We were looking forward to our busiest year yet! We have had many gigs cancelled as Opera-lele and I have lost lots of other work as well (teaching and performing). We took part in the very recent Wireless Ukulele Festival II on May 1st which was run by Matt & Andy from World of Ukes and have taken on some individual tuition. We are planning some online workshops too, so keep an eye on our website. We have also launched our ‘Singing Greetings Cards’ which involve us singing a song and delivering a personalised message in song to a person of your choice. This is all done via email so no physical cards are sent, making it the perfect unique gift for family and friends! I have also written two books of ukulele duets which are available by emailing me directly – they come with play-a-long backing tracks so you can play with a friend (after the lockdown) or play along with me on the recording. They’re just £7 per book of 12 songs. (firstname.lastname@example.org)
Assuming that at some point, things start getting back to normal again and live music returns, what ambitions do you have for both your solo project Renaissance Uke Man and Opera-lele?

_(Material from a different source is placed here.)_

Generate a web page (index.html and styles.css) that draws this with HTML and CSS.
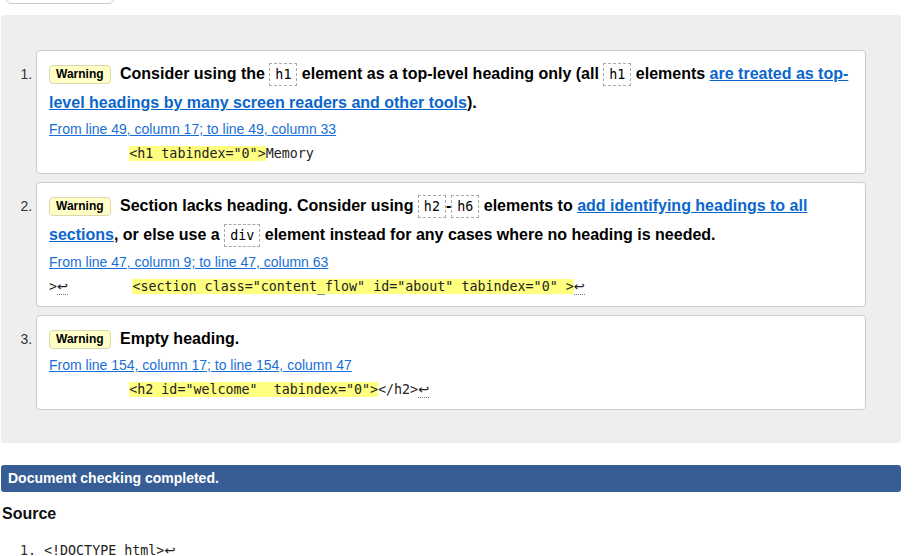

With Opera-lele, we have always said that we’re aiming for world domination!!! We just want to get back on the circuit and doing what we love, which is performing to audiences. Any performer will be struggling at the moment. Not just financially, but as someone who creates, I have limited outlet for this. We need to create and it is, therefore, a dark time for all of us. If you have an opportunity to support someone who is a performer, please do consider doing so. These are uncertain times, but we will come through the other side, stronger and even more full of enthusiasm and determination!